# Who lives, works and exercises in Bangkok?



## finy (May 22, 2010)

Im going to be in Bangkok at the end of the year for about 6 months and I was looking to pick up some work.

Im a personal trainer by trade and specialise in lifting weights and cardio to build muscle and strip away bodyfat.

Now i know that teachers etc wouldnt have money to spend on personal training but what about if you work for a foreign company on foreign wages.

would you be prepaired to spend 250-500bht per hour towards acheiving your perfect body of is their no point in persuing this.

Any advise would be fantastic thank you. Even if you dont stay in bangkok, if you had the spare cash, would you do something like this which can guarentee great results?


----------



## Serendipity2 (Feb 22, 2009)

finy said:


> Im going to be in Bangkok at the end of the year for about 6 months and I was looking to pick up some work.
> 
> Im a personal trainer by trade and specialise in lifting weights and cardio to build muscle and strip away bodyfat.
> 
> ...



finy, 

Your rates are pretty high in a country where most people [except expats] are lean and mean - figuratively speaking. That's $7.50-$15.00 per hour, a fair bit of money for Thais and even most expats. I'm surely no expert but I doubt expats are too good a bet either since most are either hedonists seeking pleasure or are busy with their Thai wives/girlfriends. Me, I try to be a hedonist on a budget! 

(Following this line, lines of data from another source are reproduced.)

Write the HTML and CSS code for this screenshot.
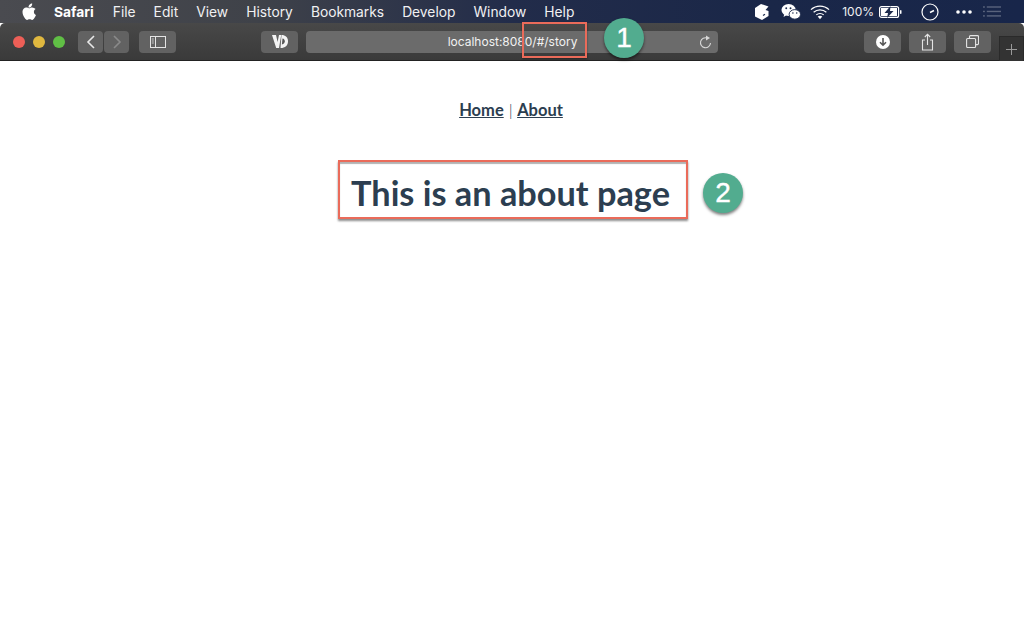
FILE: index.html
```html
<!DOCTYPE html>
<html>
<head>
  <title>About</title>
  <meta charset="utf-8">
  <link rel="stylesheet" href="styles.css">
</head>
<body>
  <div class="menubar">
    <div class="menu-left">
      <svg class="apple" width="16" height="18" viewBox="0 0 16 18"><path fill="#fff" d="M11.2 0.5c.1 1.2-.4 2.2-1 2.9-.7.8-1.7 1.3-2.7 1.2-.1-1.1.4-2.200 1-2.900.7-.7 1.800-1.200 2.700-1.200zM14.600 6.100c-1.100.7-1.700 1.700-1.700 2.900 0 1.400.8 2.500 2.100 3.100-.4 1.100-.9 2.100-1.600 3-.6.9-1.300 1.800-2.300 1.800s-1.300-.6-2.500-.6-1.600.6-2.500.6c-1 0-1.700-1-2.400-1.900C2.400 13.300 1.400 10.800 1.500 8.600c.1-2.300 1.800-4 3.800-4 1.100 0 2 .7 2.700.7s1.800-.8 3.100-.8c1.300.1 2.600.6 3.500 1.600z"/></svg>
      <span class="menu-app">Safari</span>
      <span>File</span>
      <span>Edit</span>
      <span>View</span>
      <span>History</span>
      <span>Bookmarks</span>
      <span>Develop</span>
      <span>Window</span>
      <span>Help</span>
    </div>
    <div class="menu-right">
      <svg class="icon-cube" width="15" height="18" viewBox="0 0 15 18"><path fill="#fff" d="M7 1l7.500 2.500-3 3.500 3 1v5L8 17l-7-3.500v-8.500z"/><path stroke="#1c2a4c" stroke-width="1.200" d="M9 12.500l2-1.300"/></svg>
      <svg class="icon-wechat" width="20" height="18" viewBox="0 0 21 18"><ellipse cx="8" cy="7" rx="7.500" ry="6.300" fill="#fff"/><path fill="#fff" d="M3.500 11l-.8 3.200 3.300-2z"/><ellipse cx="14.500" cy="11.500" rx="6" ry="5" fill="#fff" stroke="#1c2a4c"/><circle cx="5.500" cy="5" r="1" fill="#1c2a4c"/><circle cx="10" cy="5" r="1" fill="#1c2a4c"/><circle cx="12.500" cy="10" r=".8" fill="#1c2a4c"/><circle cx="16.500" cy="10" r=".8" fill="#1c2a4c"/></svg>
      <svg class="icon-wifi" width="20" height="16" viewBox="0 0 21 16" fill="none" stroke="#fff" stroke-width="1.300"><path d="M1 5.500c5.400-5 13.600-5 19 0"/><path d="M3.800 8.300c3.800-3.400 9.600-3.400 13.400 0"/><path d="M6.600 11c2.200-1.900 5.600-1.900 7.800 0"/><path fill="#fff" stroke="none" d="M10.500 15.500l-2.400-2.800c1.400-.9 3.400-.9 4.800 0z"/></svg>
      <span class="battery-text">100%</span>
      <svg class="icon-battery" width="23" height="12" viewBox="0 0 23 12"><rect x=".6" y=".6" width="19" height="10.800" rx="2" fill="none" stroke="#fff" stroke-width="1.200"/><rect x="2" y="2" width="16" height="8" fill="#fff"/><path fill="#1c2a4c" d="M11.500 0L5.500 7h3.500l-1 5 6.500-7H11z"/><rect x="21" y="4" width="1.500" height="4" rx=".7" fill="#fff"/></svg>
      <svg class="icon-clock" width="18" height="18" viewBox="0 0 18 18" fill="none" stroke="#fff" stroke-width="1.200"><circle cx="9" cy="9" r="8"/><path d="M9 9.500l4-2" stroke-width="1.500"/></svg>
      <svg class="icon-dots" width="16" height="4" viewBox="0 0 16 4"><circle cx="2" cy="2" r="1.800" fill="#fff"/><circle cx="8" cy="2" r="1.800" fill="#fff"/><circle cx="14" cy="2" r="1.800" fill="#fff"/></svg>
      <svg class="icon-list" width="18" height="11" viewBox="0 0 19 11" fill="#59637c"><rect y="0" width="2" height="1.500"/><rect x="4" y="0" width="15" height="1.500"/><rect y="4.700" width="2" height="1.500"/><rect x="4" y="4.700" width="15" height="1.500"/><rect y="9.400" width="2" height="1.500"/><rect x="4" y="9.400" width="15" height="1.500"/></svg>
    </div>
  </div>

  <div class="toolbar">
    <div class="lights">
      <i class="light red"></i>
      <i class="light yellow"></i>
      <i class="light green"></i>
    </div>
    <div class="nav-pair">
      <button class="tool narrow"><svg width="10" height="14" viewBox="0 0 10 14" fill="none" stroke="#e8e8e8" stroke-width="1.600"><path d="M8 1L2 7l6 6"/></svg></button>
      <button class="tool narrow"><svg width="10" height="14" viewBox="0 0 10 14" fill="none" stroke="#8a8a8a" stroke-width="1.600"><path d="M2 1l6 6-6 6"/></svg></button>
    </div>
    <button class="tool wide sidebar-btn"><svg width="16" height="12" viewBox="0 0 16 12" fill="none" stroke="#e4e4e4"><rect x=".5" y=".5" width="15" height="11"/><path d="M5.500 0v12"/><path d="M1.800 3h2M1.800 5h2M1.800 7h2" stroke-width=".8"/></svg></button>
    <button class="tool wide vd-btn"><svg width="16" height="15" viewBox="0 0 16 15" fill="#f4f4f4"><path d="M0 1h4l1.600 7L7 1h2.200L7 14H4.200z"/><path d="M9.500 1c4 0 6.500 2.400 6.500 6.200 0 4-2.800 6.800-7.500 6.800z"/><path fill="#555" d="M10.500 4.500c1.500.3 2.300 1.400 2.300 2.800 0 1.600-.9 2.800-2.900 3.200z"/></svg></button>
    <div class="addressbar">
      <span class="url">localhost:8080/#/story</span>
      <svg class="reload" width="13" height="14" viewBox="0 0 13 14" fill="none" stroke="#d8d8d8" stroke-width="1.100"><path d="M8.200 3A5 5 0 1 0 11.500 8"/><path fill="#d8d8d8" stroke="none" d="M7 .5l4 2.500-4 2.500z"/></svg>
    </div>
    <div class="tools-right">
      <button class="tool wide"><svg width="14" height="14" viewBox="0 0 14 14"><circle cx="7" cy="7" r="7" fill="#fff"/><path fill="none" stroke="#555" stroke-width="1.600" d="M7 3v7M4 7.200L7 10.200l3-3"/></svg></button>
      <button class="tool wide"><svg width="13" height="18" viewBox="0 0 13 18" fill="none" stroke="#e4e4e4" stroke-width="1.100"><path d="M4 7H1.500v10h10V7H9"/><path d="M6.500 12V1.500M3.800 4l2.700-2.700L9.200 4"/></svg></button>
      <button class="tool wide"><svg width="13" height="13" viewBox="0 0 13 13" fill="none" stroke="#e4e4e4" stroke-width="1.100"><rect x=".6" y="3.500" width="9" height="9" rx="1"/><path d="M3.500 3.500V1.600a1 1 0 0 1 1-1h7a1 1 0 0 1 1 1v7a1 1 0 0 1-1 1H9.600"/></svg></button>
    </div>
    <div class="new-tab"><svg width="11" height="11" viewBox="0 0 11 11" stroke="#9a9a9a"><path d="M5.500 0v11M0 5.500h11"/></svg></div>
  </div>

  <div class="page">
    <nav class="links"><a href="#/">Home</a> <span class="sep">|</span> <a href="#/about">About</a></nav>
    <h1 class="title">This is an about page</h1>
  </div>

  <div class="mark-box mark-url"></div>
  <div class="badge badge-1">1</div>
  <div class="badge badge-2">2</div>
</body>
</html>
```

FILE: styles.css
```css
html, body { margin: 0; padding: 0; height: 100%; background: #fff; overflow: hidden; }
body { position: relative; font-family: "Lato", sans-serif; }

.menubar {
  height: 23px;
  display: flex;
  justify-content: space-between;
  align-items: center;
  padding: 0 23px 0 21px;
  background: linear-gradient(90deg, #4a4b50 0%, #3f4249 25%, #222c4a 50%, #1a2748 75%, #18264a 100%);
  color: #f0f0f2;
  font: 13.800px "Inter", sans-serif;
}
.menu-left, .menu-right { display: flex; align-items: center; }
.menu-left { gap: 18px; }
.menu-left .apple { margin-right: -1px; }
.menu-app { font-weight: 700; color: #fff; margin-right: 1px; }
.battery-text { font-size: 12px; margin-left: 12px; }
.icon-wechat { margin-left: 12px; }
.icon-wifi { margin-left: 9px; }
.icon-battery { margin-left: 5px; }
.icon-clock { margin-left: 19px; }
.icon-dots { margin-left: 17px; }
.icon-list { margin-left: 11px; }

.toolbar {
  height: 38px;
  display: flex;
  align-items: center;
  padding: 0 33px 0 13px;
  background: linear-gradient(#484848, #3a3a3a);
  border-top-left-radius: 5px;
  border-top-right-radius: 5px;
  border-bottom: 1px solid #222;
  box-sizing: border-box;
  position: relative;
}
.lights { display: flex; gap: 8px; margin-right: 13px; }
.light { width: 12px; height: 12px; border-radius: 50%; display: block; }
.light.red { background: #ed5f57; }
.light.yellow { background: #e0b83f; }
.light.green { background: #60bf45; }

.tool {
  height: 22px;
  border: none;
  padding: 0;
  border-radius: 4px;
  background: #626262;
  display: flex;
  align-items: center;
  justify-content: center;
}
.tool.narrow { width: 25px; }
.tool.wide { width: 37px; }
.nav-pair { display: flex; gap: 1px; margin-right: 10px; }
.sidebar-btn { margin-right: 85px; }
.vd-btn { margin-right: 8px; }

.addressbar {
  width: 412px;
  height: 22px;
  border-radius: 4px;
  background: #6b6b6b;
  display: flex;
  align-items: center;
  justify-content: center;
  position: relative;
  color: #f2f2f2;
  font: 12px "Inter", sans-serif;
}
.url { margin-left: 1px; }
.reload { position: absolute; right: 6px; top: 4px; }

.tools-right { display: flex; gap: 8px; margin-left: auto; }
.new-tab {
  position: absolute;
  right: 0;
  bottom: -1px;
  width: 25px;
  height: 25px;
  border: 1px solid #2a2a2a;
  border-bottom: none;
  box-sizing: border-box;
  background: #333;
  display: flex;
  align-items: center;
  justify-content: center;
}

.page { display: flex; flex-direction: column; align-items: center; color: #2c3e50; }
.links { margin: 39px 2px 0 0; font-size: 16.500px; font-weight: 700; line-height: 20px; word-spacing: 1px; }
.links a { color: #2c3e50; text-decoration: underline; }
.sep { font-weight: 300; }
.title {
  margin: 40px 0 0 2px;
  padding: 7px 16px 1px 11px;
  font-size: 34.300px;
  line-height: 47px;
  font-weight: 700;
  border: 2px solid #ea6b5a;
  box-shadow: 0 2px 2px rgba(0, 0, 0, 0.45), inset 0 2px 1px rgba(0, 0, 0, 0.3);
}

/* annotation overlays */
.mark-box {
  position: absolute;
  box-sizing: border-box;
  border: 2px solid #ea6b5a;
  box-shadow: 0 1px 2px rgba(0, 0, 0, 0.4);
}
.mark-url { left: 522px; top: 22px; width: 65px; height: 36px; }
.badge {
  position: absolute;
  width: 40px;
  height: 40px;
  border-radius: 50%;
  background: #52ac8f;
  color: #fff;
  font: 28px/40px "Liberation Sans", sans-serif;
  -webkit-text-stroke: 0.4px #fff;
  text-align: center;
  box-shadow: 0 2px 3px rgba(0, 0, 0, 0.5);
}
.badge-1 { left: 604px; top: 18px; }
.badge-2 { left: 703px; top: 173px; }
```
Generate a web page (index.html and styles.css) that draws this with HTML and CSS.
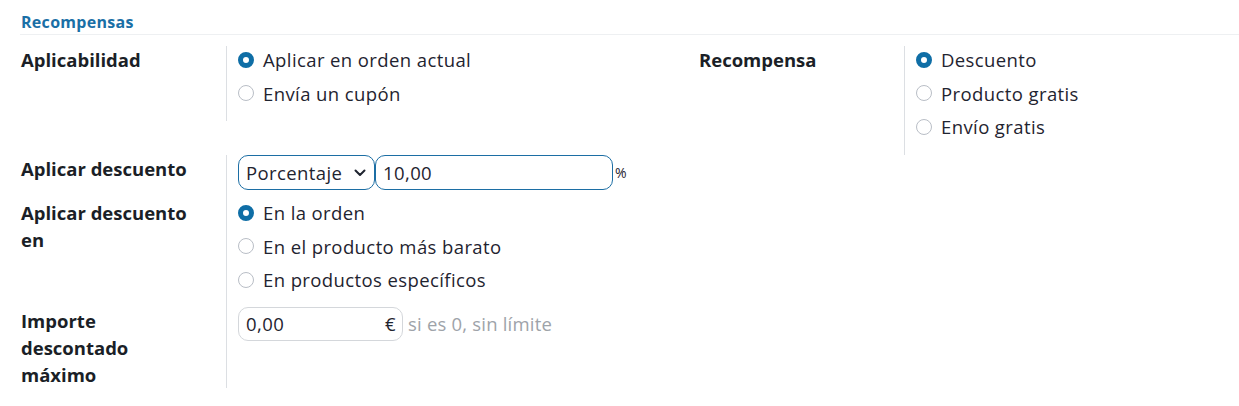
FILE: index.html
```html
<!DOCTYPE html>
<html lang="es">
<head>
<meta charset="utf-8">
<title>Recompensas</title>
<link rel="stylesheet" href="styles.css">
</head>
<body>
<div class="sheet">
  <div class="section-title">Recompensas</div>

  <div class="top-grid">
    <div class="group">
      <div class="label">Aplicabilidad</div>
      <div class="value">
        <label class="radio"><span class="dot checked"></span><span>Aplicar en orden actual</span></label>
        <label class="radio"><span class="dot"></span><span>Envía un cupón</span></label>
      </div>
    </div>
    <div class="group">
      <div class="label">Recompensa</div>
      <div class="value">
        <label class="radio"><span class="dot checked"></span><span>Descuento</span></label>
        <label class="radio"><span class="dot"></span><span>Producto gratis</span></label>
        <label class="radio"><span class="dot"></span><span>Envío gratis</span></label>
      </div>
    </div>
  </div>

  <div class="group single">
    <div class="label">Aplicar descuento</div>
    <div class="value inline">
      <div class="select">
        <span>Porcentaje</span>
        <svg class="chev" width="12" height="8" viewBox="0 0 12 8"><path d="M1.5 1.5 L6 6 L10.5 1.5" fill="none" stroke="#1f2430" stroke-width="2" stroke-linecap="round" stroke-linejoin="round"/></svg>
      </div>
      <input class="field blue pct" type="text" value="10,00">
      <span class="unit">%</span>
    </div>

    <div class="label">Aplicar descuento en</div>
    <div class="value">
      <label class="radio"><span class="dot checked"></span><span>En la orden</span></label>
      <label class="radio"><span class="dot"></span><span>En el producto más barato</span></label>
      <label class="radio"><span class="dot"></span><span>En productos específicos</span></label>
    </div>

    <div class="label">Importe descontado máximo</div>
    <div class="value inline top">
      <div class="money">
        <span>0,00</span>
        <span class="cur">€</span>
      </div>
      <span class="hint">si es 0, sin límite</span>
    </div>
  </div>
</div>
</body>
</html>
```

FILE: styles.css
```css
* { box-sizing: border-box; }

body {
  margin: 0;
  background: #ffffff;
  font-family: "Open Sans", "Noto Sans", sans-serif;
  font-size: 18.5px;
  letter-spacing: 0.4px;
  color: #1f2430;
}

.sheet {
  padding: 12px 0 0 20px;
}

.section-title {
  font-size: 16px;
  font-weight: 700;
  letter-spacing: 0.3px;
  color: #1a6fa6;
  line-height: 20px;
  padding: 0 0 2px 1px;
  border-bottom: 1px solid #eef0f2;
}

.top-grid {
  display: grid;
  grid-template-columns: 678px 1fr;
  align-items: start;
  margin-top: 11px;
}

.group {
  display: grid;
  grid-template-columns: 206px 1fr;
  align-items: start;
}

.group.single {
  width: 679px;
}

.label {
  font-weight: 700;
  letter-spacing: 0;
  line-height: 27px;
  padding: 0 29px 0 1px;
  color: #1b1f27;
}

.value {
  border-left: 1px solid #dcdfe3;
  padding: 0 0 13.5px 11px;
  align-self: stretch;
}

.top-grid .value {
  align-self: start;
  padding-top: 1px;
  padding-bottom: 14.5px;
}
.top-grid .label { padding-top: 0; }

.radio {
  display: flex;
  align-items: center;
  gap: 9px;
  height: 27px;
  margin-bottom: 6.5px;
  line-height: 27px;
}
.radio:last-child { margin-bottom: 0; }
.top-grid .radio { margin-top: -1px; margin-bottom: 7.5px; }
.top-grid .radio:last-child { margin-bottom: 0; }

.dot {
  width: 16px;
  height: 16px;
  border-radius: 50%;
  border: 1px solid #b9bec6;
  background: #fff;
  flex: none;
}
.dot.checked {
  border: 5px solid #0f6ea6;
  background: #fff;
}

.inline {
  display: flex;
  align-items: center;
  padding-bottom: 9.5px;
}
.inline.top { padding-bottom: 46px; align-items: flex-start; }

.select {
  width: 137px;
  height: 35px;
  border: 1px solid #1c6ea4;
  border-radius: 10px;
  display: flex;
  align-items: center;
  justify-content: space-between;
  padding: 0 8px 0 7px;
}
.chev { margin-top: 1px; }

.field {
  font: inherit;
  letter-spacing: inherit;
  color: inherit;
  height: 35px;
  border-radius: 10px;
  outline: none;
  padding: 0 7px;
  background: #fff;
}
.field.blue {
  border: 1px solid #1c6ea4;
}
.pct { width: 238px; }

.unit {
  font-size: 14px;
  margin-left: 2px;
}

.money {
  width: 165px;
  height: 34px;
  border: 1px solid #d4d7db;
  border-radius: 10px;
  display: flex;
  align-items: center;
  justify-content: space-between;
  padding: 0 6px 0 7px;
}

.hint {
  color: #9ea3a9;
  margin-left: 5px;
  line-height: 34px;
  letter-spacing: 0.2px;
}
```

A word of caution - get caught setting up shop and you get the boot - permanently - from Thailand. What you might do is to find a gym in the area you plan to live and sell them on the idea of hiring you. It's a long shot but perhaps worth investigating. Remember, expats may NOT work unless they have a visa that allows them to and a work permit. Some/many do but again, if they get sideways with someone who rats them out or they get caught it's a quick goodbye and never to return. Is it worth the risk? I hate to spoil your party but at least proceed knowing the downside.

Serendipity2


----------



## finy (May 22, 2010)

cheers for getting back to me mate.

yeah i just sort of guessed rates based on the fact that most of the people that would want to be trained would be foriegners earning good money.

i wouldnt think expats would have the money to pay personal training so i never thought of this.

tbh its not about the money, just a way to survive for a while which enables me to keep as much of my savings as possiable. i would be happy to drop it to say 100-150bht if teachers etc would want to be trained.

i dont think thats to bad because even at once a week, i provide individual written programmes and email support

when you mention about the ones just interested in partying. i thought that by training and loosing some fat, building muscle, this would help all the eating and drinking they are doing to their bodys 

i know about the rules regarding working although i think it would be very hard to prove money had changed hands rather than just me helping out a friend

I will try and look into gyms like you said although i cant imagine it would go down well. i wonder if volenteering would work as id be happy to do it for free provided i got free gym access after my shifts

cheers


----------



## Serendipity2 (Feb 22, 2009)

finy, 

There are a lot of foreigners in Thailand and some are working legally. Probably the best place to meet would be Bangkok as I'm sure there are gyms there. I've never seen a gym in Chiang Mai but then again I've not been looking for one either but a quick search on the Internet could well prove me wrong. If there IS a gym in Chiang Mai the next task would be to find out if they have any/many farangs as I don't see a Thai hiring a farang trainer. That said maybe women would hire you but again I doubt many Thais go to the gym as they're too busy working long hours and most look at training as a waste of time and money since most are pretty sleek to begin with. I've not seen many fat Thais but that is changing. Thank you McDonalds!

I don't know that I would call it partying - more like some very serious dissipating. Many come to Thailand and just suck up the suds and stay inebriated for weeks on end. I would think expats would be your best shot but Thailand is a tough place to sell your services since the girls here are not looking for the Muscle Beach look - more a good man who will support them and take care of them. Sadly some of these 'men' are pretty poor specimens who wouldn't know what a gym looked like if their next beer depended upon it. Thailand is one of the ultimate destinations for the practicing hedonist. That said, don't let me put you off in trying to make a few baht. Give it a go but do keep a low profile. 

I just did a Google search and there ARE gyms in Chiang Mai. The two best [according to the site are a gym on top of Rimping Supermarket near Novotel and a gym called Powerhouse. Give them a shot or better - e-mail them and ask if they would be interested in allowing you to train their students. If Bangkok is your destination do a Google search of gyms in Bangkok as well. Good luck with your venture. It sounds too much like work at my age! 

Serendipity2


----------